Regarding the deliberations of the United Nations and its bodies in 1947-1948, it is difficult to find evidence that the Holocaust played a decisive or even significant role. No bloc of nations proclaimed during the UN discussions on Palestine that its foremost aim was the creation of a Jewish state. (On the other hand, an important group of countries did favor the transformation of Palestine into an Arab state.)”

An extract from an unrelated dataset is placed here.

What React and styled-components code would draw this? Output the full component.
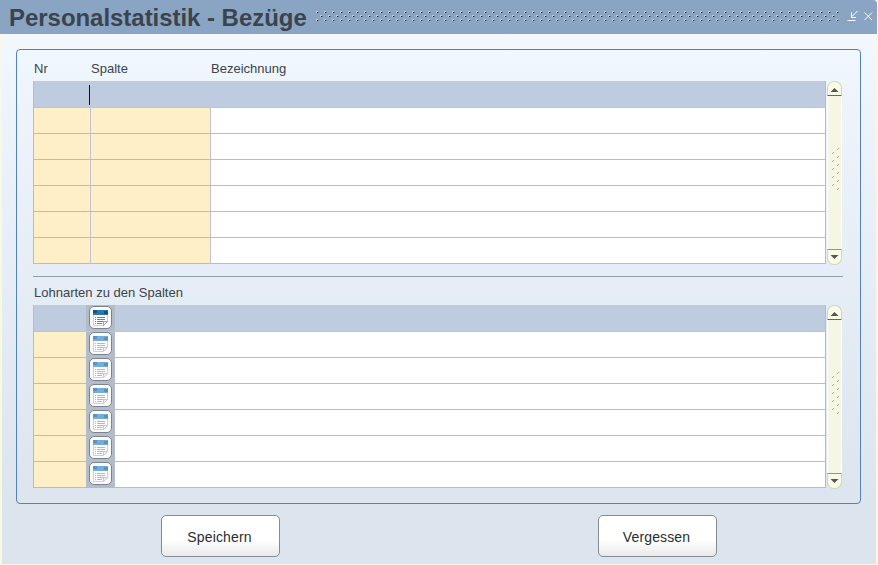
import React from 'react';
import styled, { createGlobalStyle } from 'styled-components';

const GlobalStyle = createGlobalStyle`
	body {
		margin: 0;
		overflow: hidden;
		font-family: 'Liberation Sans', Arial, sans-serif;
		color: #3b434b;
	}

	* {
		box-sizing: border-box;
	}
`;

const Window = styled.div`
	width: 878px;
	height: 565px;
	display: flex;
	flex-direction: column;
	background: #f8f8e4;
`;

const TitleBar = styled.header`
	width: 877px;
	height: 34px;
	flex: none;
	display: flex;
	align-items: center;
	padding-left: 9px;
	background: #8aa5c4;
	border-top-right-radius: 4px;

	& .grip {
		margin-left: 8px;
	}

	& .controls {
		margin-left: 6px;
	}
`;

const Title = styled.h1`
	margin: 2px 0 0;
	width: 299px;
	font-size: 24px;
	line-height: 30px;
	letter-spacing: -0.04px;
	white-space: nowrap;
	color: #3b434c;
`;

const Body = styled.main`
	width: 874px;
	height: 530px;
	margin-left: 2px;
	padding: 15px 0 0 14px;
	background: linear-gradient(#f2f8fe, #edf4fc 12%, #dce4ee 90%);
`;

const Panel = styled.section`
	width: 845px;
	height: 455px;
	padding: 11px 17px 0 16px;
	border: 1px solid #5482b8;
	border-radius: 4px;
`;

const Labels = styled.div`
	display: flex;
	height: 20px;
	padding-left: 1px;
	font-size: 13px;
	line-height: 16px;
`;

const Label = styled.span`
	width: ${props => props.$width};
	white-space: nowrap;
`;

const Block = styled.div`
	display: flex;
	gap: 1px;
`;

const Grid = styled.div`
	width: 793px;
	height: 183px;
	border-left: 1px solid #b0bccf;
	border-right: 1px solid #b0bccf;
`;

const Row = styled.div`
	display: flex;
	height: ${props => (props.$active ? '27px' : '26px')};
	border-bottom: 1px solid #b4bdcb;
	${props => props.$active && 'border-bottom-color: #bac6d8;'}
	background: ${props => (props.$active ? '#bfcbde' : '#fff')};
`;

const Cell = styled.div`
	width: ${props => props.$width};
	background: ${props => (props.$key ? '#feefc6' : 'transparent')};
	border-right: ${props => (props.$line ? '1px solid #bfc3d4' : '0')};
`;

const Caret = styled.div`
	width: 1px;
	height: 20px;
	margin: 4px 0 0 55px;
	background: #111;
`;

const IconCell = styled.div`
	width: 29px;
	height: 26px;
	padding: ${props => (props.$active ? '1px' : '0')} 0 0 3px;
	background: #b3bdca;
`;

const ListButton = styled.button`
	display: block;
	width: 23px;
	height: 23px;
	margin: 0;
	padding: 2px 0 0 3px;
	border: 1px solid #7d838c;
	border-radius: 5px;
	background: #fafafb;
	line-height: 0;
	text-align: left;
`;

const Divider = styled.div`
	width: 810px;
	height: 1px;
	margin: 11px 0 8px;
	background: #929cab;
`;

const Scroll = styled.div`
	width: 15px;
	height: 184px;
	display: flex;
	flex-direction: column;
	align-items: center;
`;

const ScrollCap = styled.div`
	width: 15px;
	height: ${props => (props.$down ? '16px' : '15px')};
	padding-top: ${props => (props.$down ? '5px' : '6px')};
	display: flex;
	justify-content: center;
	border: 1px solid #d3d8b0;
	border-radius: ${props => (props.$down ? '0 0 7px 7px' : '7px 7px 0 0')};
	${props => (props.$down ? 'border-top-color: #92967a;' : 'border-bottom-color: #66685e;')}
	background: #fafae8;
`;

const Track = styled.div`
	width: 15px;
	flex: 1;
	display: flex;
	justify-content: center;
	padding: 50px 0 0 2px;
	border: solid #fff;
	border-width: 0 1px;
	background: #f5f6e3;
`;

const Actions = styled.footer`
	display: flex;
	padding: 11px 0 0 145px;
	gap: 318px;
`;

const ActionButton = styled.button`
	width: 119px;
	height: 42px;
	padding: 1px 2px 0 0;
	border: 1px solid #868a91;
	border-radius: 5px;
	background: linear-gradient(#fff 60%, #e9e9ea);
	color: #292c30;
	font-family: inherit;
	font-size: 14px;
	letter-spacing: 0.15px;
`;

const TitleGrip = () => (
	<svg className="grip" width="524" height="12" shapeRendering="crispEdges">
		<defs>
			<pattern id="title-grip" width="8" height="8" patternUnits="userSpaceOnUse">
				<path d="M0 0h2v1h-1v1h-1zM4 4h2v1h-1v1h-1z" fill="#b9cec8" />
				<path d="M1 1h1v1h-1zM5 5h1v1h-1z" fill="#1f272e" />
				<path d="M2 1h1v1h-1zM6 5h1v1h-1z" fill="#65788d" />
			</pattern>
		</defs>
		<rect width="524" height="12" fill="url(#title-grip)" />
	</svg>
);

const WindowControls = () => (
	<svg className="controls" width="28" height="14" fill="none" stroke="#fff">
		<path d="M11.5 1L6 6.5M5.5 2.5V7.5H10M1.5 10.5H9.5" />
		<path d="M18.5 2.5L26 10M26 2.5L18.5 10" />
	</svg>
);

const ListIcon = ({ active }) => (
	<svg width="15" height="17">
		<path d="M.5 1v14.5h10l4-4V1z" fill="#fff" stroke="#cbd0d5" />
		<path d="M0 0h15v5H0z" fill={active ? '#2878ad' : '#77acd5'} />
		<path d="M0 0h4v3H0zM11 1h4v3h-4z" fill={active ? '#155482' : '#5794c4'} />
		<path
			d="M2 7.5h1M4 7.5h8M2 9.5h1M4 9.5h8M2 11.5h1M4 11.5h7M2 13.5h1M4 13.5h5"
			stroke={active ? '#777f87' : '#b3b8bd'}
		/>
		<path d="M10.5 15.5v-4h4z" fill="#f2f2f2" stroke={active ? '#9ca3ab' : '#c6cacf'} />
	</svg>
);

const ScrollBar = () => (
	<Scroll>
		<ScrollCap>
			<svg width="9" height="4"><path d="M.5 4L4.5 0L8.5 4z" fill="#55564d" /></svg>
		</ScrollCap>
		<Track>
			<svg width="8" height="46" stroke="#a9ab7d">
				{[0, 1, 2, 3, 4].map(i => (
					<path key={i} d={`M0 ${i * 8 + 8}l2-2M5 ${i * 8 + 4}l2-2`} />
				))}
				<path d="M5 44l2-2" />
			</svg>
		</Track>
		<ScrollCap $down>
			<svg width="9" height="4"><path d="M.5 0H8.5L4.5 4z" fill="#55564d" /></svg>
		</ScrollCap>
	</Scroll>
);

const rows = [0, 1, 2, 3, 4, 5, 6];

const App = () => (
	<>
		<GlobalStyle />
		<Window>
			<TitleBar>
				<Title>Personalstatistik - Bezüge</Title>
				<TitleGrip />
				<WindowControls />
			</TitleBar>
			<Body>
				<Panel>
					<Labels>
						<Label $width="57px">Nr</Label>
						<Label $width="120px">Spalte</Label>
						<Label>Bezeichnung</Label>
					</Labels>
					<Block>
						<Grid>
							{rows.map(i => (
								<Row key={i} $active={i === 0}>
									<Cell $width="57px" $key={i > 0} $line={i > 0}>
										{i === 0 && <Caret />}
									</Cell>
									<Cell $width="120px" $key={i > 0} $line={i > 0} />
								</Row>
							))}
						</Grid>
						<ScrollBar />
					</Block>
					<Divider />
					<Labels>
						<Label>Lohnarten zu den Spalten</Label>
					</Labels>
					<Block>
						<Grid>
							{rows.map(i => (
								<Row key={i} $active={i === 0}>
									<Cell $width="52px" $key={i > 0} />
									<IconCell $active={i === 0}>
										<ListButton>
											<ListIcon active={i === 0} />
										</ListButton>
									</IconCell>
								</Row>
							))}
						</Grid>
						<ScrollBar />
					</Block>
				</Panel>
				<Actions>
					<ActionButton>Speichern</ActionButton>
					<ActionButton>Vergessen</ActionButton>
				</Actions>
			</Body>
		</Window>
	</>
);

export default App;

Mahmoud Ahmadinejad, PhD, Iranian President, at a Dec. 14, 2005 speech in Zahedan, Iran, said:

“Today, they have created a myth in the name of the Holocaust and consider it to be above God, religion and the prophets. If you [Western nations] committed this big crime, then why should the oppressed Palestinian nation pay the price? This is our proposal: If you committed the crime, then give a part of your own land in Europe, the United States, Canada or Alaska to them so that the Jews can establish their country.”

Dec. 14, 2005


Ran Baratz, MA, Adjunct Fellow at the Shalem Center’s Institute for Philosophy, Politics and Religion, Jerusalem, in a Feb. 25, 2007 article posted on entitled “A State Even Without the Holocaust,” wrote:

“[T]he Iranian president is right when he says that if the Jews should have a state because the Europeans tried to exterminate them, then by the simplest rules of justice, the Europeans should pay the price (which he openly threatens them with).

Thus, in the medium term and within the neo-Liberal discourse, the Holocaust doesn’t grant Israel a right to exist. Using the Holocaust as an argument doesn’t work because it is intellectually weak, historically problematic, and conditional on a post-national world view (not infrequently lacking in self-awareness).”